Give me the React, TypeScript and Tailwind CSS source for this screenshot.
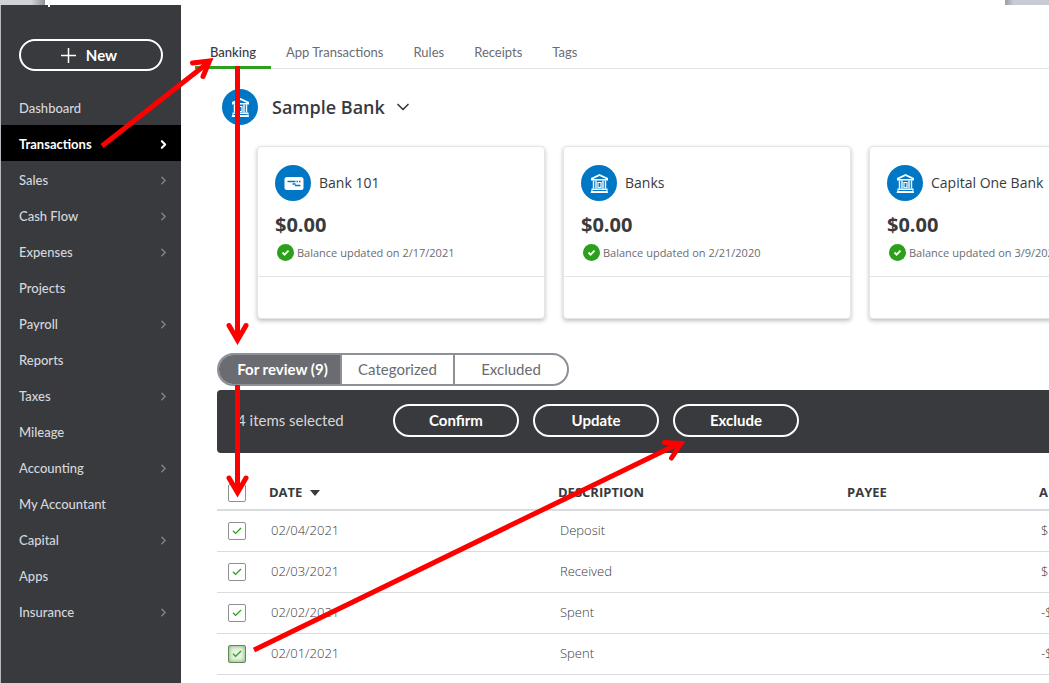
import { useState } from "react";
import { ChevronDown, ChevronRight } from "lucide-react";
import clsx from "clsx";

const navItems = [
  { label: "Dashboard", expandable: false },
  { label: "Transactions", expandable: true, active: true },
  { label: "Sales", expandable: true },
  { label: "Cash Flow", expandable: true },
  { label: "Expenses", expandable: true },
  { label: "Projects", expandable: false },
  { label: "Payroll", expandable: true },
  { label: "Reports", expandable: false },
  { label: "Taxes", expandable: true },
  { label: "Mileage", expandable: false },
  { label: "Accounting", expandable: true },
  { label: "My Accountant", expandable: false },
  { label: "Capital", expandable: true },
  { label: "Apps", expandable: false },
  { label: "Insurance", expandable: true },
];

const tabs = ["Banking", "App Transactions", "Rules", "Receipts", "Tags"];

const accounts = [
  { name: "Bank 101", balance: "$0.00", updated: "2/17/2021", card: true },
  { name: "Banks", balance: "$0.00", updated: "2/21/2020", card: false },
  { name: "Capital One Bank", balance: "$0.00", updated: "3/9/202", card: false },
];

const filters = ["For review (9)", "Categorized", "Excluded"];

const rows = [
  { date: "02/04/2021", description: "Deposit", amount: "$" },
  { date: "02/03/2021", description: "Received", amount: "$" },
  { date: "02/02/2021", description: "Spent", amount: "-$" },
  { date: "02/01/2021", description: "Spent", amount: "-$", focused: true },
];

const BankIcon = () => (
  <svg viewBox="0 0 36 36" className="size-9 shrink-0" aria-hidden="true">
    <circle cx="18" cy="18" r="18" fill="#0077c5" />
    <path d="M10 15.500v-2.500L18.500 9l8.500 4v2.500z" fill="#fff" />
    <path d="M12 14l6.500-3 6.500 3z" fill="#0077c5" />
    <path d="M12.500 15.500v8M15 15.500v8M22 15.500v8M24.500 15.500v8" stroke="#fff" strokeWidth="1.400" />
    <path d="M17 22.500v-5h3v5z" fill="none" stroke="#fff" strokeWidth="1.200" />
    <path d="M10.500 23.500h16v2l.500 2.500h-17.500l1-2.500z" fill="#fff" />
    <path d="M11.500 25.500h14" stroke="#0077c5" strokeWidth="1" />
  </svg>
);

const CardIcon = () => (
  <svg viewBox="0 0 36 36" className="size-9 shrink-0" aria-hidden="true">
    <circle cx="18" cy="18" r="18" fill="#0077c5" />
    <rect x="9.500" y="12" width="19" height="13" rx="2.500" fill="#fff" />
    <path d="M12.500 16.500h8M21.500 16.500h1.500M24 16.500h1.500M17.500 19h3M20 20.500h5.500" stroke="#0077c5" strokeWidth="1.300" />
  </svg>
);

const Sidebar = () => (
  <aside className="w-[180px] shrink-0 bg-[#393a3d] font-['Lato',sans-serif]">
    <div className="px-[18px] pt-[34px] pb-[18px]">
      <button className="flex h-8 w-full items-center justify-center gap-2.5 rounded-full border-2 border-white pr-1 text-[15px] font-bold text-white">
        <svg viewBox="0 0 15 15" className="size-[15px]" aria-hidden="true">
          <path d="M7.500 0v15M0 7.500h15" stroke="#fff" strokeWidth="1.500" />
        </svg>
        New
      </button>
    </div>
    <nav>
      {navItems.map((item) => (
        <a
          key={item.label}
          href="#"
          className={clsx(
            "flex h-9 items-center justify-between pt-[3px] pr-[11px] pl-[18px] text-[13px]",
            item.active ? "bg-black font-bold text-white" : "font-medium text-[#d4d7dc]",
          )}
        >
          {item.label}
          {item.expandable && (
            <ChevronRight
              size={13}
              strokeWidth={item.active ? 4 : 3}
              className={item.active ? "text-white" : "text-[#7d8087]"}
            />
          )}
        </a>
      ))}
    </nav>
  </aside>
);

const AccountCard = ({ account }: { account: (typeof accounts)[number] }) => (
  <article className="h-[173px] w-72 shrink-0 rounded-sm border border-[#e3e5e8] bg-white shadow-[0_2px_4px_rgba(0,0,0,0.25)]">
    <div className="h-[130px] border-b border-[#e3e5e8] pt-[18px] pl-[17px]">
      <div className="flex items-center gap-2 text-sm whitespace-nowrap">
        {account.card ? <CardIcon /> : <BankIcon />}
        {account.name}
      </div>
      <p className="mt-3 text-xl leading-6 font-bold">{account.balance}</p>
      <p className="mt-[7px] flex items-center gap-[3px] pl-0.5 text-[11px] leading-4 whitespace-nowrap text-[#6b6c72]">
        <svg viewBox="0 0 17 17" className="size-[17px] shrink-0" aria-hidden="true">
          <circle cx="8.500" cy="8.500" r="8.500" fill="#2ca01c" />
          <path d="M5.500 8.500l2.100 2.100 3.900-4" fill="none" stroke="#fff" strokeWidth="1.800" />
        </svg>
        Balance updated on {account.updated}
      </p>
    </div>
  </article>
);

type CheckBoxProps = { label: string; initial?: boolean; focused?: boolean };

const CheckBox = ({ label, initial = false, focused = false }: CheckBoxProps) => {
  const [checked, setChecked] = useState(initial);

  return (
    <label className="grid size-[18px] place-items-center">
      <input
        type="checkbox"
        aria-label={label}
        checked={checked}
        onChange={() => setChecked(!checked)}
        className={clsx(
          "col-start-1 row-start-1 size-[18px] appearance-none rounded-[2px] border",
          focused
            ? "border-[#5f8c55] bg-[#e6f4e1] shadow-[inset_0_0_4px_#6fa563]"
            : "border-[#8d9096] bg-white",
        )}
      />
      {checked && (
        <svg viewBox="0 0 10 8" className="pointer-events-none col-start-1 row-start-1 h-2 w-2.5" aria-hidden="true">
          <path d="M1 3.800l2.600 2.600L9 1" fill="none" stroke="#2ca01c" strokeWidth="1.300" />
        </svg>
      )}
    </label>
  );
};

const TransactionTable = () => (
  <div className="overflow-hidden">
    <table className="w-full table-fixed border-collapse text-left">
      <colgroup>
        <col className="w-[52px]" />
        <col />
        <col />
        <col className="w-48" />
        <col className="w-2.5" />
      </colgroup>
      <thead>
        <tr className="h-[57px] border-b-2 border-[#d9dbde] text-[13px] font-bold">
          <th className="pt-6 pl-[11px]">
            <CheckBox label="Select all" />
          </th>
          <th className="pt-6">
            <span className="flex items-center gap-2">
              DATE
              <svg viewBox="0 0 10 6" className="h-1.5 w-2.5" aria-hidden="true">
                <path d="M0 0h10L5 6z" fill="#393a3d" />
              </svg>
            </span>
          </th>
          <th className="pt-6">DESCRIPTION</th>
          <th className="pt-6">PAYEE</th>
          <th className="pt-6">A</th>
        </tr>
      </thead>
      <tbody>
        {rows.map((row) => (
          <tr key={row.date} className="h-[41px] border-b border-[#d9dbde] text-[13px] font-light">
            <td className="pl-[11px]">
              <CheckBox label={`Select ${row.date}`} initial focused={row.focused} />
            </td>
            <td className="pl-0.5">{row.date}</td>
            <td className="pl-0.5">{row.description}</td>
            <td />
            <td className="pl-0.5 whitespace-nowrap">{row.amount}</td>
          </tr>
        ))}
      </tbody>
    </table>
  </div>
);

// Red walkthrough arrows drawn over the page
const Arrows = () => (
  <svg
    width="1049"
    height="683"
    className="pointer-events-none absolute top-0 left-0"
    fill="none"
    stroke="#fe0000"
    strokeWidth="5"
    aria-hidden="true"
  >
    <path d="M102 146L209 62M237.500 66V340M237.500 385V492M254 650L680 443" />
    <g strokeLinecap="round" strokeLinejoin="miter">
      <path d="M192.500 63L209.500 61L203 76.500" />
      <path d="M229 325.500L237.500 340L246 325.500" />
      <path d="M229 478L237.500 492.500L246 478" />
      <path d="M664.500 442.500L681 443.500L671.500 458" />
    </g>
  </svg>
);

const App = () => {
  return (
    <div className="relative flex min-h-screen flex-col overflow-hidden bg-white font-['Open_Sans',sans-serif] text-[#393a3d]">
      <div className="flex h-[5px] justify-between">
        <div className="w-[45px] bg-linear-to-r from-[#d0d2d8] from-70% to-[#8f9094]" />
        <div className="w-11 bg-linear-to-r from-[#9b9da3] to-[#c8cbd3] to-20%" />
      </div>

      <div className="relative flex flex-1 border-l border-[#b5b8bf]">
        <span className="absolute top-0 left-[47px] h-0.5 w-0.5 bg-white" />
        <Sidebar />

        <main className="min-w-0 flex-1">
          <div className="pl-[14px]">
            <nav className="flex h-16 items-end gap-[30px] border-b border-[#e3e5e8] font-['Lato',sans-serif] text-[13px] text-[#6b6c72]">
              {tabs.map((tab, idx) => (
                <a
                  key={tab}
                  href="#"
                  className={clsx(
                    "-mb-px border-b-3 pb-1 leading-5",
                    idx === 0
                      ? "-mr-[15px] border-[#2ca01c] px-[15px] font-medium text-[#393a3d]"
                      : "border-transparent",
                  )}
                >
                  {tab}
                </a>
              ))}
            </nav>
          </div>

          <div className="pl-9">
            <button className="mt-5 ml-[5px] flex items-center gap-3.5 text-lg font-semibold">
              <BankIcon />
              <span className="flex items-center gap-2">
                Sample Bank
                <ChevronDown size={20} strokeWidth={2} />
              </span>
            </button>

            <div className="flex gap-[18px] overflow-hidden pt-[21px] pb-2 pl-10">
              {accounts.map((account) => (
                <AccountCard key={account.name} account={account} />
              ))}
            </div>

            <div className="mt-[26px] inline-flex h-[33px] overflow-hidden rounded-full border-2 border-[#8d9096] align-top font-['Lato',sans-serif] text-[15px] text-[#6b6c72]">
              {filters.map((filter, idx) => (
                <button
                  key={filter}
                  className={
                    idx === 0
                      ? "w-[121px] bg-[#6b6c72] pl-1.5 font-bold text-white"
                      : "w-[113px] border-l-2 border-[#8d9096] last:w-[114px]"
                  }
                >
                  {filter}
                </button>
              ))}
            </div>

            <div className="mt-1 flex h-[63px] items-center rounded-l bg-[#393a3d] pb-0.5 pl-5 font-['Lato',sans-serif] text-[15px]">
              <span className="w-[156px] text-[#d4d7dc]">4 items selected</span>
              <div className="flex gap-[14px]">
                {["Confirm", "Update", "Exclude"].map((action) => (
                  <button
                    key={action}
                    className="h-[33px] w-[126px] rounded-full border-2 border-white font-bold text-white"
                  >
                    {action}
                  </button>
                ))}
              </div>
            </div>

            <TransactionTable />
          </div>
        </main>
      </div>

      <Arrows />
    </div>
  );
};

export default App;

● EXERCISE OBJECTIVE
Without any pictures, reproduce the lines from the first one in the material through the line that has "import clsx from", exactly as they appear.

● THE RESPONSE
Give me the React, TypeScript and Tailwind CSS source for this screenshot.
import { useState } from "react";
import { ChevronDown, ChevronRight } from "lucide-react";
import clsx from "clsx";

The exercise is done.